━━━━━ Data lines
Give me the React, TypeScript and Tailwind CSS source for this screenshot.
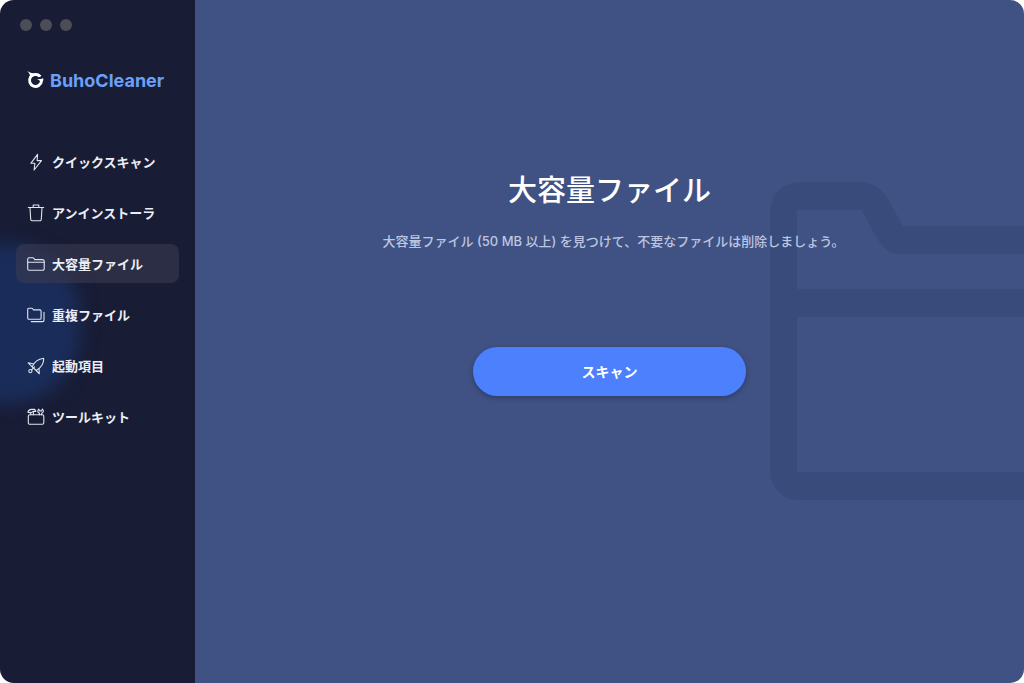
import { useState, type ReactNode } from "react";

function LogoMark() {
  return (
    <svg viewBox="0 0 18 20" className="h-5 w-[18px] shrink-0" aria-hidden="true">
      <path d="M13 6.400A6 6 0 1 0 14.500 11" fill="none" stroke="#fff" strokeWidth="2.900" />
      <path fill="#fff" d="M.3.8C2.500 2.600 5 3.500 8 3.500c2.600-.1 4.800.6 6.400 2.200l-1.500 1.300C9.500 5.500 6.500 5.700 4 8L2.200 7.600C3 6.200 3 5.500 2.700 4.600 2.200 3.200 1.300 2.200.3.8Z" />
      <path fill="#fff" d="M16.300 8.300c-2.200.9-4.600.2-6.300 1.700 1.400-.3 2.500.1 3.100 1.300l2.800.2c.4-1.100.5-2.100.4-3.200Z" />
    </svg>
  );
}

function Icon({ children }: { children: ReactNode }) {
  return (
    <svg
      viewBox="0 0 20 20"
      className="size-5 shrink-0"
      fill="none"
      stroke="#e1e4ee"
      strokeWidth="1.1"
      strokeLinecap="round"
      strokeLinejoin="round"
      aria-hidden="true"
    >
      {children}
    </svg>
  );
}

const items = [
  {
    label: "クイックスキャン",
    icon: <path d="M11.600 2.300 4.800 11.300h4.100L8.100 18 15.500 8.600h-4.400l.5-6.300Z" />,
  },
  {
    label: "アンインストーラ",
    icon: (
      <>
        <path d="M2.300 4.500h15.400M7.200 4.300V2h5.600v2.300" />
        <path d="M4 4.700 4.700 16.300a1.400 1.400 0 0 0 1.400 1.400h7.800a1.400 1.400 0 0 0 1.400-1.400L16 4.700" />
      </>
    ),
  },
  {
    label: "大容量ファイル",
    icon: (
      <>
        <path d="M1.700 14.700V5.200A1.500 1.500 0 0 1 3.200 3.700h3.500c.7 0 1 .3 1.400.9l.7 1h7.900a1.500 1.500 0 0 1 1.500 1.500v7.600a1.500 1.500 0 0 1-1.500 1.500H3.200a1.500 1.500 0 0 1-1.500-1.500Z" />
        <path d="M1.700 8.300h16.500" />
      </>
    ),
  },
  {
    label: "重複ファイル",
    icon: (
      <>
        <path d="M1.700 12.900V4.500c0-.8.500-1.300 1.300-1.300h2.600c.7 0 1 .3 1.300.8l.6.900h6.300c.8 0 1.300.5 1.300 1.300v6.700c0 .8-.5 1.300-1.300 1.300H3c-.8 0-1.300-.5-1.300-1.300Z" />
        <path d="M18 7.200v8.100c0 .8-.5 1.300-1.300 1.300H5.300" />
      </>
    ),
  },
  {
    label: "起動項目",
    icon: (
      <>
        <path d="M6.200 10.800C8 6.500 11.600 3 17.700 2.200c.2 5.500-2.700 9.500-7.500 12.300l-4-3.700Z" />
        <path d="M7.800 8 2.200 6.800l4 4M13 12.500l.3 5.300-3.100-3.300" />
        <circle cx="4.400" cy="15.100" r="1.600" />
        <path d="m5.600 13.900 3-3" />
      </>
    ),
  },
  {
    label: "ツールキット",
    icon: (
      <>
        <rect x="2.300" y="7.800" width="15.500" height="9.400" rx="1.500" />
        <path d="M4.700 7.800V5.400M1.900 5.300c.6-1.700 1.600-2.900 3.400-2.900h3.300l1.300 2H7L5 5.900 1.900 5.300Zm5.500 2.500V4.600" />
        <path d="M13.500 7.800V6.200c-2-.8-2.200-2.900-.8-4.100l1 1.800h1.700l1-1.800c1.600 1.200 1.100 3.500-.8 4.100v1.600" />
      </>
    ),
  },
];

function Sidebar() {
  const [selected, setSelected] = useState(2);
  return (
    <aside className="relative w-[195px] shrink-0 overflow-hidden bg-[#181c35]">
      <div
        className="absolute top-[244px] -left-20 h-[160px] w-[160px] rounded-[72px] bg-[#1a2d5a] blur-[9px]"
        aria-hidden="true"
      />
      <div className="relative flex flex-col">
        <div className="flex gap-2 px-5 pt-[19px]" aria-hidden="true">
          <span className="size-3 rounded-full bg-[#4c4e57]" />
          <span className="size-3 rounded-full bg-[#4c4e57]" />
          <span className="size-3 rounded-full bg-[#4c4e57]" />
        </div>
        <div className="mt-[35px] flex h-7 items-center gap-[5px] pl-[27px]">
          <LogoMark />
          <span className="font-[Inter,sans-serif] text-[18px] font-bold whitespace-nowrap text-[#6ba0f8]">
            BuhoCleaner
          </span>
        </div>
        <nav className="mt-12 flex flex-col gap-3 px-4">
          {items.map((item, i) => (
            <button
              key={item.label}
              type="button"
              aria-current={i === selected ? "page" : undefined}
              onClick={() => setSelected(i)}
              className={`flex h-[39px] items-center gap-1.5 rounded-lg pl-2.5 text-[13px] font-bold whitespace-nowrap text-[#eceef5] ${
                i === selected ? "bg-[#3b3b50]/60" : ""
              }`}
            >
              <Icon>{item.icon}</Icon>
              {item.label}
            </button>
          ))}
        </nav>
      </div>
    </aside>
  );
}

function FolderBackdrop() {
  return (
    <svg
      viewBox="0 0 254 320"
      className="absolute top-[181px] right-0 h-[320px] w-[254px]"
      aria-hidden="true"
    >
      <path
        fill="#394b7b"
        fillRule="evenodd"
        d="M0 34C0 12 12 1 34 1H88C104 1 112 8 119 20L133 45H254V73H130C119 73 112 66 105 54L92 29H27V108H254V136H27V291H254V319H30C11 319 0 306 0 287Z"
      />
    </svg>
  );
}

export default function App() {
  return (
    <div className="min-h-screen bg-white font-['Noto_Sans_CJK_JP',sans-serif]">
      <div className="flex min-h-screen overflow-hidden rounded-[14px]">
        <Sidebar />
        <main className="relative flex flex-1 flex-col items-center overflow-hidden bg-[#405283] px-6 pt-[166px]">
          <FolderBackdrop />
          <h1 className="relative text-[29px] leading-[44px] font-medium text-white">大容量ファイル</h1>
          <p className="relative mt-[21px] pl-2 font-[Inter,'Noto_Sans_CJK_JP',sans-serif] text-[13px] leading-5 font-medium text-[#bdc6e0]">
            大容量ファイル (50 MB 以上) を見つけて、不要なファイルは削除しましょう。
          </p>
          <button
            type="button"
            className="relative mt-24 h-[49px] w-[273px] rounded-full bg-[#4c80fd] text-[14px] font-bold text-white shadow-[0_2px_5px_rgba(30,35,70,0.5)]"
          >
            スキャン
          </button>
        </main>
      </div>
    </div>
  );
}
━━━━━━━━━━
- _Short exercise_
Ignore the images and quote every line of the listing exactly.

- _Final result_
Give me the React, TypeScript and Tailwind CSS source for this screenshot.
import { useState, type ReactNode } from "react";

function LogoMark() {
  return (
    <svg viewBox="0 0 18 20" className="h-5 w-[18px] shrink-0" aria-hidden="true">
      <path d="M13 6.400A6 6 0 1 0 14.500 11" fill="none" stroke="#fff" strokeWidth="2.900" />
      <path fill="#fff" d="M.3.8C2.500 2.600 5 3.500 8 3.500c2.600-.1 4.800.6 6.400 2.200l-1.500 1.300C9.500 5.500 6.500 5.700 4 8L2.200 7.600C3 6.200 3 5.500 2.700 4.600 2.200 3.200 1.300 2.200.3.8Z" />
      <path fill="#fff" d="M16.300 8.300c-2.200.9-4.600.2-6.300 1.700 1.400-.3 2.500.1 3.100 1.300l2.800.2c.4-1.100.5-2.100.4-3.200Z" />
    </svg>
  );
}

function Icon({ children }: { children: ReactNode }) {
  return (
    <svg
      viewBox="0 0 20 20"
      className="size-5 shrink-0"
      fill="none"
      stroke="#e1e4ee"
      strokeWidth="1.1"
      strokeLinecap="round"
      strokeLinejoin="round"
      aria-hidden="true"
    >
      {children}
    </svg>
  );
}

const items = [
  {
    label: "クイックスキャン",
    icon: <path d="M11.600 2.300 4.800 11.300h4.100L8.100 18 15.500 8.600h-4.400l.5-6.300Z" />,
  },
  {
    label: "アンインストーラ",
    icon: (
      <>
        <path d="M2.300 4.500h15.400M7.200 4.300V2h5.600v2.300" />
        <path d="M4 4.700 4.700 16.300a1.400 1.400 0 0 0 1.400 1.400h7.800a1.400 1.400 0 0 0 1.400-1.400L16 4.700" />
      </>
    ),
  },
  {
    label: "大容量ファイル",
    icon: (
      <>
        <path d="M1.700 14.700V5.200A1.500 1.500 0 0 1 3.200 3.700h3.500c.7 0 1 .3 1.400.9l.7 1h7.900a1.500 1.500 0 0 1 1.500 1.500v7.600a1.500 1.500 0 0 1-1.500 1.500H3.200a1.500 1.500 0 0 1-1.500-1.500Z" />
        <path d="M1.700 8.300h16.500" />
      </>
    ),
  },
  {
    label: "重複ファイル",
    icon: (
      <>
        <path d="M1.700 12.900V4.500c0-.8.500-1.300 1.300-1.300h2.600c.7 0 1 .3 1.300.8l.6.900h6.300c.8 0 1.300.5 1.300 1.300v6.700c0 .8-.5 1.300-1.300 1.300H3c-.8 0-1.300-.5-1.300-1.300Z" />
        <path d="M18 7.200v8.100c0 .8-.5 1.300-1.300 1.300H5.300" />
      </>
    ),
  },
  {
    label: "起動項目",
    icon: (
      <>
        <path d="M6.200 10.800C8 6.500 11.600 3 17.700 2.200c.2 5.500-2.700 9.500-7.500 12.300l-4-3.700Z" />
        <path d="M7.800 8 2.200 6.800l4 4M13 12.500l.3 5.300-3.100-3.300" />
        <circle cx="4.400" cy="15.100" r="1.600" />
        <path d="m5.600 13.900 3-3" />
      </>
    ),
  },
  {
    label: "ツールキット",
    icon: (
      <>
        <rect x="2.300" y="7.800" width="15.500" height="9.400" rx="1.500" />
        <path d="M4.700 7.800V5.400M1.900 5.300c.6-1.700 1.600-2.900 3.400-2.900h3.300l1.300 2H7L5 5.900 1.900 5.300Zm5.500 2.500V4.600" />
        <path d="M13.500 7.800V6.200c-2-.8-2.200-2.900-.8-4.100l1 1.800h1.700l1-1.800c1.600 1.200 1.100 3.500-.8 4.100v1.600" />
      </>
    ),
  },
];

function Sidebar() {
  const [selected, setSelected] = useState(2);
  return (
    <aside className="relative w-[195px] shrink-0 overflow-hidden bg-[#181c35]">
      <div
        className="absolute top-[244px] -left-20 h-[160px] w-[160px] rounded-[72px] bg-[#1a2d5a] blur-[9px]"
        aria-hidden="true"
      />
      <div className="relative flex flex-col">
        <div className="flex gap-2 px-5 pt-[19px]" aria-hidden="true">
          <span className="size-3 rounded-full bg-[#4c4e57]" />
          <span className="size-3 rounded-full bg-[#4c4e57]" />
          <span className="size-3 rounded-full bg-[#4c4e57]" />
        </div>
        <div className="mt-[35px] flex h-7 items-center gap-[5px] pl-[27px]">
          <LogoMark />
          <span className="font-[Inter,sans-serif] text-[18px] font-bold whitespace-nowrap text-[#6ba0f8]">
            BuhoCleaner
          </span>
        </div>
        <nav className="mt-12 flex flex-col gap-3 px-4">
          {items.map((item, i) => (
            <button
              key={item.label}
              type="button"
              aria-current={i === selected ? "page" : undefined}
              onClick={() => setSelected(i)}
              className={`flex h-[39px] items-center gap-1.5 rounded-lg pl-2.5 text-[13px] font-bold whitespace-nowrap text-[#eceef5] ${
                i === selected ? "bg-[#3b3b50]/60" : ""
              }`}
            >
              <Icon>{item.icon}</Icon>
              {item.label}
            </button>
          ))}
        </nav>
      </div>
    </aside>
  );
}

function FolderBackdrop() {
  return (
    <svg
      viewBox="0 0 254 320"
      className="absolute top-[181px] right-0 h-[320px] w-[254px]"
      aria-hidden="true"
    >
      <path
        fill="#394b7b"
        fillRule="evenodd"
        d="M0 34C0 12 12 1 34 1H88C104 1 112 8 119 20L133 45H254V73H130C119 73 112 66 105 54L92 29H27V108H254V136H27V291H254V319H30C11 319 0 306 0 287Z"
      />
    </svg>
  );
}

export default function App() {
  return (
    <div className="min-h-screen bg-white font-['Noto_Sans_CJK_JP',sans-serif]">
      <div className="flex min-h-screen overflow-hidden rounded-[14px]">
        <Sidebar />
        <main className="relative flex flex-1 flex-col items-center overflow-hidden bg-[#405283] px-6 pt-[166px]">
          <FolderBackdrop />
          <h1 className="relative text-[29px] leading-[44px] font-medium text-white">大容量ファイル</h1>
          <p className="relative mt-[21px] pl-2 font-[Inter,'Noto_Sans_CJK_JP',sans-serif] text-[13px] leading-5 font-medium text-[#bdc6e0]">
            大容量ファイル (50 MB 以上) を見つけて、不要なファイルは削除しましょう。
          </p>
          <button
            type="button"
            className="relative mt-24 h-[49px] w-[273px] rounded-full bg-[#4c80fd] text-[14px] font-bold text-white shadow-[0_2px_5px_rgba(30,35,70,0.5)]"
          >
            スキャン
          </button>
        </main>
      </div>
    </div>
  );
}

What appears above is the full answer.